In our Catholic tradition, this time of year is focused in a particular way on the end, and the month of November is dedicated in a special way to remembering and praying for those who have died. 

Our faith challenges us to treat all of life as a preparation for a good death and not to neglect our duty to pray for those who have gone before us. Hence, the importance of a proper funeral - an especially privileged moment when the entire Church visibly intercedes on behalf on the recently deceased. (Sadly, one study I read recently suggested that only about 66% of US Catholics who have died in recent years have had a full Catholic funeral.) But especially in this Holy Year of Mercy, we have been reminded that praying for both the living and the dead is one of the seven spiritual works of mercy, while burying the dead counts as one of the seven corporal works of mercy. 

Recently the Congregation for the Doctrine of the Faith has issued a new Instruction “Regarding the Burial of the Deceased and the Conservation of the Ashes in the Case of Cremation.” The Instruction does not teach anything really new. Rather it represents a timely restatement of what, not long ago, would have been the common Christian understanding, but now needs to be restated due to the increasing acceptance of secular and neo-pagan, post-Christian beliefs and practices about death. Thus, we are reminded that:

Following the most ancient Christian tradition, the Church insistently recommends that the bodies of the deceased be buried in cemeteries or other sacred places.

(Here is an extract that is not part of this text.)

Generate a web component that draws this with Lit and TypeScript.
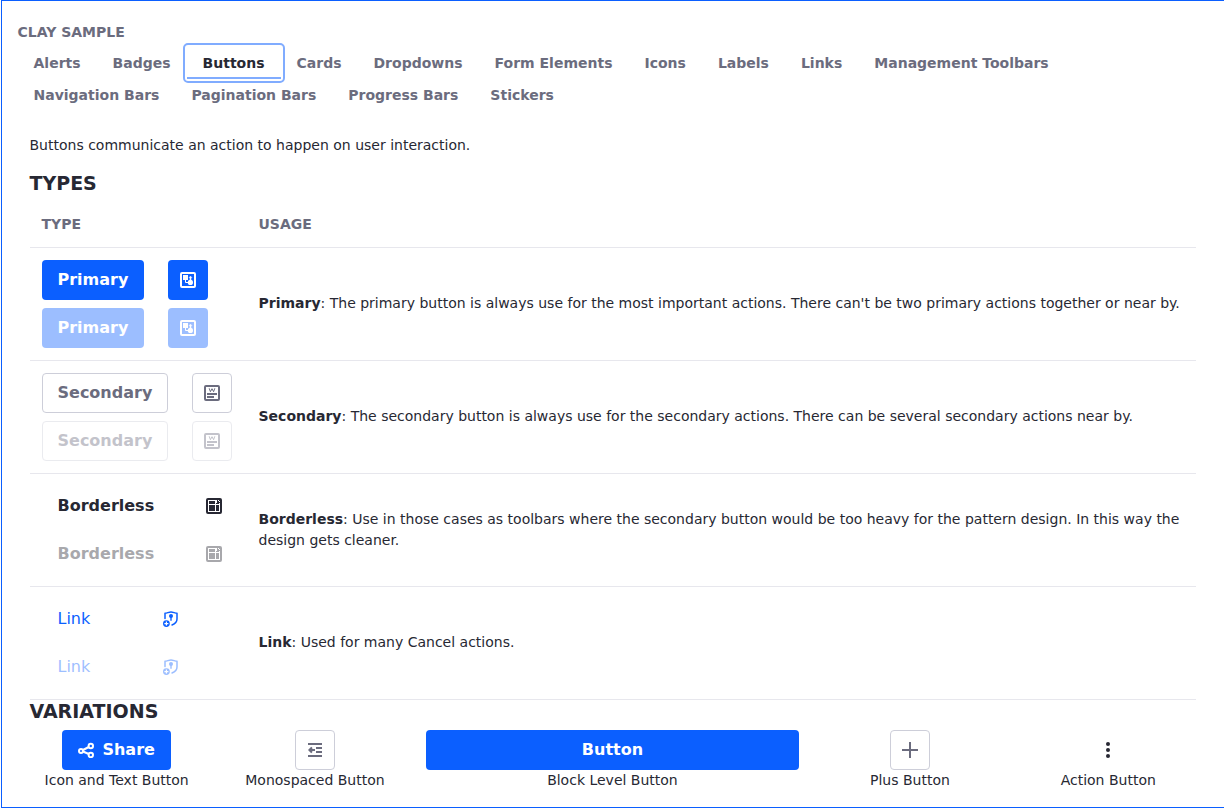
import { LitElement, html, css, svg } from "lit";
import { customElement } from "lit/decorators.js";
import { classMap } from "lit/directives/class-map.js";

const icons: Record<string, unknown> = {
  adt: svg`<rect x="1" y="1" width="14" height="14" rx="1" fill="none" stroke="currentColor" stroke-width="2"/>
    <path d="M3 3h5v5H3z"/><path d="M5.500 8v2.500H8.500" fill="none" stroke="currentColor" stroke-width="1"/>
    <path d="M10.500 4l1.400 1.500-.8 1V8h-1.200V6.500l-.8-1z" stroke="currentColor" stroke-width=".3" stroke-linejoin="round"/>
    <circle cx="10.400" cy="10.400" r="2.600"/>`,
  wiki: svg`<rect x="1" y="1" width="14" height="14" rx="1" fill="none" stroke="currentColor" stroke-width="2"/>
    <path d="M5.200 3.300l1.200 3.400L8 3.700l1.600 3L10.800 3.300" fill="none" stroke="currentColor" stroke-width="1"/>
    <path d="M3 8h10v2H3zM3 11h7v2H3z"/>`,
  page: svg`<path fill-rule="evenodd" d="M2 0h12a2 2 0 0 1 2 2v12a2 2 0 0 1-2 2H2a2 2 0 0 1-2-2V2a2 2 0 0 1 2-2zM2 2v12h12V5h-2.500a.500.500 0 0 1-.5-.5V2z"/>
    <path d="M12 2l2 2" stroke="#fff" stroke-width="1"/>
    <path d="M3 3h6v3H3zM10 5h3v1h-3zM3 7h6v6H3zM10 7h3v6h-3z"/>`,
  shield: svg`<path d="M2 7.500V2.300C4 2.100 6.200 1 8 1s4 1.100 6 1.300V8c0 3-2 4.800-5 6" fill="none" stroke="currentColor" stroke-width="1.500" stroke-linecap="round" stroke-linejoin="round"/>
    <circle cx="8" cy="5" r="2"/><path d="M7.300 5h1.400v4.800H7.300z"/>
    <path fill-rule="evenodd" d="M3.400 9.200a3.400 3.400 0 1 1 0 6.800 3.400 3.400 0 0 1 0-6.800zM2.800 10.600V12H1.400v1.200h1.400v1.400H4v-1.400h1.400V12H4v-1.400z"/>`,
  share: svg`<g fill="none" stroke="currentColor" stroke-width="2"><circle cx="3" cy="9" r="2"/><circle cx="12.800" cy="4" r="2.200"/><circle cx="12.800" cy="13" r="2.200"/><path d="M5 8l5.800-2.900M5 9.600l5.800 2.400" stroke-width="2.200"/></g>`,
  indent: svg`<path d="M1 1h14v2H1zM9 5h6v2H9zM9 9h6v2H9zM1 13h14v2H1zM1 8l3.200-3.200L5.300 5.800V7H8v2H5.300v1.200l-1.100 1z"/>`,
  plus: svg`<path d="M7 0h2v7h7v2H9v7H7V9H0V7h7z"/>`,
  dots: svg`<circle cx="8" cy="2" r="2"/><circle cx="8" cy="8" r="2"/><circle cx="8" cy="14" r="2"/>`,
};
const icon = (name: string) => html`<svg class="icon" viewBox="0 0 16 16" fill="currentColor" aria-hidden="true">${icons[name]}</svg>`;

const tabs = ["Alerts", "Badges", "Buttons", "Cards", "Dropdowns", "Form Elements", "Icons", "Labels", "Links",
  "Management Toolbars", "Navigation Bars", "Pagination Bars", "Progress Bars", "Stickers"];

const types = [
  { name: "Primary", kind: "primary", icon: "adt", usage: "The primary button is always use for the most important actions. There can't be two primary actions together or near by." },
  { name: "Secondary", kind: "secondary", icon: "wiki", usage: "The secondary button is always use for the secondary actions. There can be several secondary actions near by." },
  { name: "Borderless", kind: "borderless", icon: "page", usage: "Use in those cases as toolbars where the secondary button would be too heavy for the pattern design. In this way the design gets cleaner." },
  { name: "Link", kind: "link", icon: "shield", usage: "Used for many Cancel actions." },
];

@customElement("app-root")
export class AppRoot extends LitElement {
  static styles = css`
    :host { display: block; font: 14px/21px "DejaVu Sans", sans-serif; color: #272833; }
    * { box-sizing: border-box; }
    .frame { height: 808px; margin-left: 1px; border: 1px solid #0b5fff; border-right: 0; padding: 21px 16px 0 15.5px; overflow: hidden; background: #fff; }
    .title { font-weight: 700; color: #6b6c7e; height: 25px; }
    .nav { display: flex; flex-wrap: wrap; height: 64px; }
    .tab { height: 32px; padding: 5.5px 16px; font-weight: 700; color: #6b6c7e; text-decoration: none; }
    .tab.active { color: #272833; box-shadow: inset 0 -2px #80acff; position: relative; }
    .tab.active::after { content: ""; position: absolute; inset: -4px; border: 2px solid #80acff; border-radius: 5px; }
    .content { padding: 24px 12px 0; }
    .content p { margin: 0; }
    h3 { margin: 0; font-size: 19px; line-height: 24px; font-weight: 700; }
    .types { margin-top: 15px; }
    .table { margin-top: 5px; }
    .row { display: grid; grid-template-columns: 217px 1fr; border-bottom: 1px solid #e7e7ed; align-items: center; }
    .head { height: 48px; font-weight: 700; color: #6b6c7e; }
    .cell { padding: 12px; }
    .usage { padding: 11px 12px 12px; }
    .head .cell { padding: 2px 12px 0; }
    .buttons { display: flex; flex-direction: column; gap: 8px; }
    .pair { display: flex; gap: 24px; white-space: nowrap; }
    .btn { height: 40px; display: inline-flex; flex: none; align-items: center; justify-content: center; padding: 0 15px; border: 1px solid transparent; border-radius: 4px; background: none; color: #272833; font: 700 16px/24px "DejaVu Sans", sans-serif; }
    .mono { width: 40px; padding: 0; }
    .primary { background: #0b5fff; color: #fff; }
    .secondary { background: #fff; border-color: #cdced9; color: #6b6c7e; }
    .link { color: #0b5fff; font-weight: 400; }
    .link.mono { margin-left: 20.5px; }
    .btn:disabled { opacity: .4; }
    .block { width: 100%; }
    .share { gap: 8px; }
    .icon { width: 16px; height: 16px; display: block; flex: none; }
    .variations { display: grid; grid-template-columns: 2fr 2fr 4fr 2fr 2fr; margin: 7px .6px 0 0; }
    .item { display: flex; flex-direction: column; align-items: center; padding: 0 12px; white-space: nowrap; }
    .sub { padding: 0 12px; margin-top: -1px; }
  `;

  private pair(t: (typeof types)[number], disabled: boolean) {
    return html`<div class="pair">
      <button class="btn ${t.kind}" ?disabled=${disabled}>${t.name}</button>
      <button class="btn mono ${t.kind}" ?disabled=${disabled} aria-label=${t.name}>${icon(t.icon)}</button>
    </div>`;
  }

  render() {
    return html`<div class="frame">
      <div class="title">CLAY SAMPLE</div>
      <nav class="nav">${tabs.map((t) => html`<a class=${classMap({ tab: true, active: t === "Buttons" })}>${t}</a>`)}</nav>
      <div class="content">
        <p>Buttons communicate an action to happen on user interaction.</p>
        <h3 class="types">TYPES</h3>
        <div class="table">
          <div class="row head"><div class="cell">TYPE</div><div class="cell">USAGE</div></div>
          ${types.map((t) => html`<div class="row">
            <div class="cell buttons">${this.pair(t, false)}${this.pair(t, true)}</div>
            <div class="usage"><b>${t.name}</b>: ${t.usage}</div>
          </div>`)}
        </div>
      </div>
      <h3 class="sub">VARIATIONS</h3>
      <div class="variations">
        <div class="item"><button class="btn primary share">${icon("share")}Share</button>Icon and Text Button</div>
        <div class="item"><button class="btn secondary mono">${icon("indent")}</button>Monospaced Button</div>
        <div class="item"><button class="btn primary block">Button</button>Block Level Button</div>
        <div class="item"><button class="btn secondary mono">${icon("plus")}</button>Plus Button</div>
        <div class="item"><button class="btn mono">${icon("dots")}</button>Action Button</div>
      </div>
    </div>`;
  }
}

Burial is our tradition, but the church recommends it not just as traditional but also because:
Burial in a cemetery or another sacred place adequately corresponds to the piety and respect owed to the bodies of the faithful departed who through Baptism have become temples of the Holy Spirit, and it encourages family members and the whole Christian community to pray for and remember the dead, while at the same time fostering the veneration of martyrs and saints.

While traditional burial remains the norm, nowadays the alternative of cremation can also be permitted, but the conservation of the ashes of the departed in a domestic residence is not permitted. Nor may the ashes be divided among various family members. Nor is it ever permitted to scatter the ashes of the faithful departed in the air, on land, at sea or in some other way, nor may they be preserved in mementos, pieces of jewelry or other objects.

Two centuries after the Maccabean martyrs [Luke 20:27-38], there were those (notably the cultured priestly elite known in the Gospels as the Sadducees), who lived without any hope of future resurrection – just as there are many today, who live their entire lives believing that this is all there is and all that there will ever be (for, indeed, as St. Paul pointedly acknowledges in today’s reading from his 2nd letter to the Thessalonians [2Thessalonians 2:16 – 3:5], not all have faith.)

If, in fact, this life is all there is, then, of course, your only immortality will be your children. In such a world, the worst thing would be to die leaving no one behind to continue your name. Hence, the special provision in the Old Testament Law, that required the brother of a man who had died childless to raise up descendants for his brother. The Sadducees invoked what they saw as the implications of this law to ridicule the very idea of a future resurrection.
The Sadducees’ problem, however, was precisely their inability to imagine any life from this present life - a life limited, indeed defined, by death. But, as Jesus pointed out, the resurrected life will be different. We will still be ourselves. We’re not going to change into somebody – or something – else, as reincarnation alleges. We will, however, be living a new and completely different kind of life, no longer limited and defined by death.

The Sadducees illustrate what happens when we try to imagine in too much detail what that will be like, because, of course, the only life we can actually imagine is the one we already know and live, here and now. Jesus, however, has himself already risen from the dead and is now living that new life. And in him we get a glimpse into that new life God has in store for us, not as some continuation of the way things are now, but as something totally new, a new life we hope, because of him, to live with him forever.

Homily for the 32nd Sunday in Ordinary Time, Immaculate Conception Church, Knoxville, TN, November 6, 2016.